Door Bart Braun Wij zijn er niet voor de overheid, de overheid is er voor ons, en van ons. Je zou dus denken dat vrijwel alle overheidsinformatie vrijelijk toegankelijk is.
Mensen die bij die overheid werken, zijn echter ook maar gewoon mensen. Die willen gewoon hun werk doen, en soms – het zijn immers mensen – stinkt dat werk een beetje. Burgers, bedrijven en journalisten krijgen dus de informatie die ze van hun overheid willen hebben lang niet altijd zomaar mee.
Nederland kent daarom een Wet openbaarheid van bestuur (Wob), een juridisch breekijzer om de dichte schulpen van gemeentes, ministeries en overheidsinstellingen open te krijgen. De Wob helpt om boetes aan te vechten, en bij de controle op bestuurders.
Dankzij de wet weten we dat voormalig minister Van der Steur liep te liegen over het ontslag van de Leidse hoogleraar George Maat. Dat het ministerie van Defensie militairen jarenlang liet werken met kankerverwekkende wapenolie en daarover loog tegen de Tweede Kamer. Dat er aan de Universiteit Utrecht wel érg liberaal werd gedeclareerd – de collegevoorzitter stapte mede daardoor op – en nog veel meer.
Universiteiten vallen dus ook onder de Wob. Maar niet helemaal. Als iemand meer wil weten over het incident met de pizza in de magnetron waardoor blijkbaar de bètacampus ontruimd moest worden – de faculteit vindt het ‘niet nieuwswaardig’ en geeft geen verdere informatie – kan hij of zij Wobben. Hoeveel vliegkilometers maken hoogleraren eigenlijk? Wob.
Voor de ruwe data van het onderzoek van Leidse criminologen naar etnisch profileren door de Haagse politie heeft u echter niets aan de wet, blijkt nu. Onderzoeksbureau Jansen & Janssen zit al jaren achter die data aan, maar vorige week besloot de Raad van State, het hoogste rechtsorgaan van ons land, dat wetenschappelijk onderzoek geen bestuurswerk is en dus niet onder Wet openbaarheid van bestuur valt. ‘Een klinkende overwinning’, vond onze universiteit dat. We mogen lekker iets geheim houden!

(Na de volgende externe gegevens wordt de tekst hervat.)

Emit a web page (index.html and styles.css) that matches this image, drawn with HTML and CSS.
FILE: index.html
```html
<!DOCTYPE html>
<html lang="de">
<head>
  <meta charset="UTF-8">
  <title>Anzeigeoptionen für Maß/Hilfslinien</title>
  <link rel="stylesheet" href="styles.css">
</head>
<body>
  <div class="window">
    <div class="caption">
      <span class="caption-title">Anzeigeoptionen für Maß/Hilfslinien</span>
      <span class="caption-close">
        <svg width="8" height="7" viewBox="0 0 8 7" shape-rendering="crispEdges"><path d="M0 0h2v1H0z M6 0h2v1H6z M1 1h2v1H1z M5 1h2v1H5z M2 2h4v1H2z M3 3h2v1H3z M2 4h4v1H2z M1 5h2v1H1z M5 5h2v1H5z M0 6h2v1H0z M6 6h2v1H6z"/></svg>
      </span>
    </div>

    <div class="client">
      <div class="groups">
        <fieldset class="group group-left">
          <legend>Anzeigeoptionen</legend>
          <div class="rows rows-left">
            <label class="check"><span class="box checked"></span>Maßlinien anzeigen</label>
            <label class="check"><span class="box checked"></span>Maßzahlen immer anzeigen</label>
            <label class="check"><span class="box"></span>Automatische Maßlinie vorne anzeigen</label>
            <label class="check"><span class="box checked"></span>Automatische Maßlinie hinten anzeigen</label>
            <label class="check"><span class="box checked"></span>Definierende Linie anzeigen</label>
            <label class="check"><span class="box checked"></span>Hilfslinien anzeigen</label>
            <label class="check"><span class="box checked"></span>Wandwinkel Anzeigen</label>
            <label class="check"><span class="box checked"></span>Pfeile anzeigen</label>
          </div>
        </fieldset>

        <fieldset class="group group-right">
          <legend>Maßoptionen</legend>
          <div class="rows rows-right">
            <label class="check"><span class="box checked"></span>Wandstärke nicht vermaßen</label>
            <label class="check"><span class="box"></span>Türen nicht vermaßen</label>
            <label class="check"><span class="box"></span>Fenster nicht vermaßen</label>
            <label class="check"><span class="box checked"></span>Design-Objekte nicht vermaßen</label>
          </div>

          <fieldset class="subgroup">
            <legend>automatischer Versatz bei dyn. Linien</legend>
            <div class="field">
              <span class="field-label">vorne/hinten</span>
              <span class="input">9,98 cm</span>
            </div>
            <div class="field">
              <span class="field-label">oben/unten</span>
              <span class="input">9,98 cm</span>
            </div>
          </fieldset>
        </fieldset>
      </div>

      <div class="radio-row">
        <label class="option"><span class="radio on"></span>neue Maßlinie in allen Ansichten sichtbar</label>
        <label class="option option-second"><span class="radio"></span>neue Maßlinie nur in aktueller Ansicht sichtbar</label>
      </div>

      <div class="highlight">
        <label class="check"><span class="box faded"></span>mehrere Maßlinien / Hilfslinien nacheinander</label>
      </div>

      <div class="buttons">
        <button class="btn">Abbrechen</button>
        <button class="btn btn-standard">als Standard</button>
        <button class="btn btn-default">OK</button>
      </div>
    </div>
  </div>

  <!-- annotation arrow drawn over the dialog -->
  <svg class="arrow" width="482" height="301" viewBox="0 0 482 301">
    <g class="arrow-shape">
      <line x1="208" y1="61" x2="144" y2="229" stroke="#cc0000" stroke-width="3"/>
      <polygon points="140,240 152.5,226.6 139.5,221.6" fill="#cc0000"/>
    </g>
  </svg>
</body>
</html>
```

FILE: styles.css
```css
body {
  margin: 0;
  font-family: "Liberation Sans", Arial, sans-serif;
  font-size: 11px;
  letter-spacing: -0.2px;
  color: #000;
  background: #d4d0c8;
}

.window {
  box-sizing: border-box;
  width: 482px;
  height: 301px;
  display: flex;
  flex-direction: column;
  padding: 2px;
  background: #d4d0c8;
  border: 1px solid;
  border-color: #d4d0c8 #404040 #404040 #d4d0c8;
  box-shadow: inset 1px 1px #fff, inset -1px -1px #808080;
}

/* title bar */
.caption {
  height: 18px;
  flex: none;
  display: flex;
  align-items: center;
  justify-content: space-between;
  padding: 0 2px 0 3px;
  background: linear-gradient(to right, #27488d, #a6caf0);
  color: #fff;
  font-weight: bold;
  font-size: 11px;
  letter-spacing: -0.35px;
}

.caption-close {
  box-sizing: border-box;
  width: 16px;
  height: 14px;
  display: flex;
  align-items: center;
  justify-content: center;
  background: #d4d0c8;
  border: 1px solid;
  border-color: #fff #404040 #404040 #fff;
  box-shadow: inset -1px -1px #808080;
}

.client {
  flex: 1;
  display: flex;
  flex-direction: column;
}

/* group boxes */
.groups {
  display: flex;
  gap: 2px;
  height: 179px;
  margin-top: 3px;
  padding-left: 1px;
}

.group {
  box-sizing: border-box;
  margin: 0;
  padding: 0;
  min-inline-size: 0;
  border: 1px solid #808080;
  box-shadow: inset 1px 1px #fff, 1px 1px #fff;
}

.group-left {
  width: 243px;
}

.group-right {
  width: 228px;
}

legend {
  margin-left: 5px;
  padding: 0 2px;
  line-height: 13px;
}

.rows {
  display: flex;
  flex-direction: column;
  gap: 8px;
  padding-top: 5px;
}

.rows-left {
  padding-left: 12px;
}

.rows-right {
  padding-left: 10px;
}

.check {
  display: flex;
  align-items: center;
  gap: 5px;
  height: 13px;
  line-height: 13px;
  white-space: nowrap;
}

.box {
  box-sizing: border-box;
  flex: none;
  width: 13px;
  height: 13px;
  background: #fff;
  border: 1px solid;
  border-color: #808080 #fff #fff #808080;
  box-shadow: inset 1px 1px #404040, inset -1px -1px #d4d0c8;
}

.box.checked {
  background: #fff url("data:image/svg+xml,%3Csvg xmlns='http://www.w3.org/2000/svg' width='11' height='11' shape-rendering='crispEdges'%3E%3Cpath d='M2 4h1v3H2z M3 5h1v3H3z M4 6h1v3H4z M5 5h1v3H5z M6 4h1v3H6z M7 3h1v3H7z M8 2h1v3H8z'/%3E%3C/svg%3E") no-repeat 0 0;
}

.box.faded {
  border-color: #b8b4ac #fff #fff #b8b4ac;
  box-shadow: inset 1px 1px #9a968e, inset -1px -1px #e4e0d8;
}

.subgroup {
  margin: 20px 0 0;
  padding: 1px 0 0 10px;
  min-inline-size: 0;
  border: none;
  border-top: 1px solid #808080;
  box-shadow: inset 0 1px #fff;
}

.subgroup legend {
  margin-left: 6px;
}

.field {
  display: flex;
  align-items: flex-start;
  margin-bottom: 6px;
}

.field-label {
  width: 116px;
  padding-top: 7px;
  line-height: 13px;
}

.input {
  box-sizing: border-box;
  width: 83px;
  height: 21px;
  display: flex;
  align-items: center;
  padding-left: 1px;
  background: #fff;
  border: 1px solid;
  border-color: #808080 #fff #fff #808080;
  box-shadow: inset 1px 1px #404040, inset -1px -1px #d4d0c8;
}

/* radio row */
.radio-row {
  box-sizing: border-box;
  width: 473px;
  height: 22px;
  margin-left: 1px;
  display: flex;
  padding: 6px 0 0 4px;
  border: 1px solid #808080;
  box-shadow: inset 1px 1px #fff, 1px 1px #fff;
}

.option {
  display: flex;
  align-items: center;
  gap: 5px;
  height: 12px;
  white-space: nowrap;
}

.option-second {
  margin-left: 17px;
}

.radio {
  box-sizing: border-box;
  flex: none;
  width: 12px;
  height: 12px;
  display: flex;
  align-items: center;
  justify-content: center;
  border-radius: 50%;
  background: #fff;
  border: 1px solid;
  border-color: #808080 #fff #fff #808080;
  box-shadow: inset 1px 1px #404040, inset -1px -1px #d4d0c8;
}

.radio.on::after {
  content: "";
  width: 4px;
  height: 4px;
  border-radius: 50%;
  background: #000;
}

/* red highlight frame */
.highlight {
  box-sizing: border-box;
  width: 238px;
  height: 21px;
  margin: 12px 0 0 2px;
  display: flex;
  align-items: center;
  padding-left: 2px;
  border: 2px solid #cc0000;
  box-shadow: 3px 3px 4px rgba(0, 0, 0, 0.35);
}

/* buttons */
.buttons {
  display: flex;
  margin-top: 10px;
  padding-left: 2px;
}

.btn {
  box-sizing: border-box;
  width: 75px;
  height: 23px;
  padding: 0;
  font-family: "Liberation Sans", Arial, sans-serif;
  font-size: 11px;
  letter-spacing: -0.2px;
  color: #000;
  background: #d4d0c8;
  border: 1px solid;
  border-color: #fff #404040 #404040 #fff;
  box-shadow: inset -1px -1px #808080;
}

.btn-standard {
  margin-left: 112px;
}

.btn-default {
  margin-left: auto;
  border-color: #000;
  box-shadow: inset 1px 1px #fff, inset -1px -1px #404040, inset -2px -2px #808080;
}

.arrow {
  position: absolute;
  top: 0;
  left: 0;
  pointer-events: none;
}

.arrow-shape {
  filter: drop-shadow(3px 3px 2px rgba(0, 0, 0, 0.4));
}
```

Voor de redenering van de Raad valt natuurlijk wat te zeggen, al is het wel pijnlijk dat het hier juist gaat over iets dat wel degelijk onderwerp van bestuur is, en niet over bijvoorbeeld katten-DNA of pulsarwinden. Je kunt je prima voorstellen dat er een breed maatschappelijk belang gediend zou kunnen zijn bij de openbaarmaking van bepaalde onderzoeksdata. Dit even los van de vraag of dat hier ook het geval is, en of het inderdaad zo godsonmogelijk is om de Haagse gegevens te anonimiseren als de criminologen beweren.
In zo’n geval heeft de samenleving, die dat belang heeft én voor het onderzoek betaalde, juridisch geen poot om op te staan.
Het is, kortom, tijd dat er een nieuwe wet komt, die toegang tot zulke data regelt: een Wet openbaarheid wetenschap. Met duidelijke regels over de herleidbaarheid naar personen, met duidelijke definities over wat er nou wel en niet onder onderzoeksgegevens valt, en met als kern en uitgangspunt dat dit soort informatie gewoon beschikbaar zou moeten zijn.
Het is vast niet makkelijk om zo’n wet te bouwen. Misschien dat er een opzet en verkenning gemaakt kunnen worden, door een goede juridische faculteit. Maar misschien niet die van Leiden.